In short, we are not using this tool as it was originally designed to be used…
When we are developing, we need some kind of freedom to run test suites, or even specific tests, and provide for custom options in our testing environment. This means we need different levels of testing and different behaviours of the environment. For this reason we developed some intelligent software which is running as a wrapper inside of the Bamboo server. This software nicely changes the behaviour of the Bamboo CI/CD pipeline to fit our needs.
The main characteristics of this tool are:
- Lots of options to customize the environment (Linux distributions, RDBMS versions, Java versions, testing options….).
- Ability to re-run different tests on one product tarball.
- Ability to switch between development branches and versions (Git version control).
- Test suites management.
- Nicely formatted HTML reports generated at the end.
Test Suites Management
So, when testing options are defined, our Bamboo wrapper/tool creates a shared pool of test suites that should be executed, and also defining their corresponding environment. In the next Stage in the sequence, which is actually created from a number of parallel jobs, each running copy of the Bamboo tool ‘takes’ the test suite from a shared pool in an intelligent way:
- The first job, which takes a test with some custom Linux distribution and/or RDBMS version and marks itself as a dedicated job for this environment setup - this saves time in preparing the same environment for multiple parallel jobs.
- Test suites that fit the current job’s setup are taken in order from longest to shortest (according to duration) - this ensures all parallel jobs will have almost the same execution time.
Levels of Testing
Let’s say we don’t need to run all our hundreds of test suites after every application code change.
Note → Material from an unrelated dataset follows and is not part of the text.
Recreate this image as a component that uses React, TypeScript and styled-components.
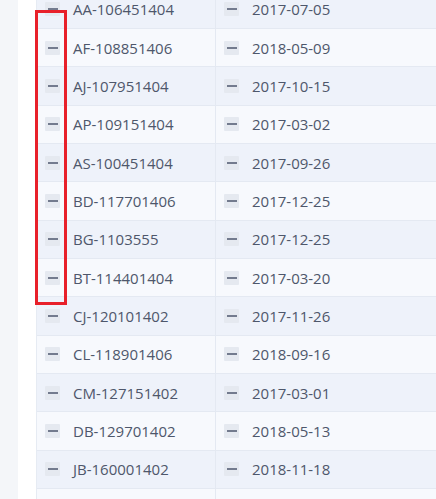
import React from "react";
import styled, { createGlobalStyle } from "styled-components";

const GlobalStyle = createGlobalStyle`
  html, body { margin: 0; padding: 0; background: #ffffff; overflow: hidden; }
  body { font-family: "Open Sans", "Noto Sans", sans-serif; }
`;

const Page = styled.div`
  position: relative;
  display: flex;
  align-items: flex-start;
  width: 436px;
  height: 499px;
  overflow: hidden;
  background: #ffffff;
`;

const SideStrip = styled.div`
  flex: 0 0 18px;
  align-self: stretch;
  background: #f4f6f9;
`;

const Gutter = styled.div`
  flex: 0 0 18px;
  align-self: stretch;
  background: #ffffff;
`;

const Table = styled.div`
  flex: 0 0 460px;
  margin-top: -9.33px;
  display: flex;
  flex-direction: column;
  border-left: 1px solid #e6ebf3;
`;

const Row = styled.div<{ $striped: boolean }>`
  display: grid;
  flex: 0 0 auto;
  grid-template-columns: 179px 1fr;
  height: 38.33px;
  box-sizing: border-box;
  border-bottom: 1px solid #e4e9f2;
  background: ${(p) => (p.$striped ? "#eef2fa" : "#f7f9fd")};
`;

const Cell = styled.div<{ $divider?: boolean }>`
  display: flex;
  align-items: center;
  gap: 13px;
  padding-left: 8px;
  box-sizing: border-box;
  border-right: ${(p) => (p.$divider ? "1px solid #e4e9f2" : "none")};
  font-size: 15px;
  color: #4e576b;
  white-space: nowrap;
`;

const Toggle = styled.span`
  flex: 0 0 15px;
  width: 15px;
  height: 14px;
  display: flex;
  align-items: center;
  justify-content: center;
  background: #e5e9f0;
  border-radius: 1px;
  &::after {
    content: "";
    width: 10px;
    height: 2px;
    background: #737b8e;
  }
`;

const Highlight = styled.div`
  position: absolute;
  left: 35px;
  top: 10px;
  width: 32px;
  height: 295px;
  box-sizing: border-box;
  border: 3px solid #e8202a;
  pointer-events: none;
`;

const rows: [string, string][] = [
  ["AA-106451404", "2017-07-05"],
  ["AF-108851406", "2018-05-09"],
  ["AJ-107951404", "2017-10-15"],
  ["AP-109151404", "2017-03-02"],
  ["AS-100451404", "2017-09-26"],
  ["BD-117701406", "2017-12-25"],
  ["BG-1103555", "2017-12-25"],
  ["BT-114401404", "2017-03-20"],
  ["CJ-120101402", "2017-11-26"],
  ["CL-118901406", "2018-09-16"],
  ["CM-127151402", "2017-03-01"],
  ["DB-129701402", "2018-05-13"],
  ["JB-160001402", "2018-11-18"],
  ["", ""],
];

export default function App() {
  return (
    <>
      <GlobalStyle />
      <Page>
        <SideStrip />
        <Gutter />
        <Table>
          {rows.map(([code, date], i) => (
            <Row key={i} $striped={i % 2 === 0}>
              <Cell $divider>
                {code && <Toggle />}
                {code}
              </Cell>
              <Cell>
                {date && <Toggle />}
                {date}
              </Cell>
            </Row>
          ))}
        </Table>
        <Highlight />
      </Page>
    </>
  );
}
It’s useless and wastes computing power and time (i.e. when developers make a change in Tungsten Connector API v2, but run all available test suites). We call a limited run “branch testing'' (one branch in our Git version control tree represents one new feature, or one fix). For the change made in Tungsten Connector API v2, we need to run only the test suite which tests Tungsten Connector API v2 via branch testing.
In fact, there are options for testing which developers can use wisely to save testing time while ensuring enough testing for coverage of their fix, such as:
- Running only a specific test file (test scenario) - there is no need to run the whole test suite with all test scenarios on the same environment setup.
- Running only one specific test suite - eg. developer wants to run only the test suite for Tungsten Connector API v2.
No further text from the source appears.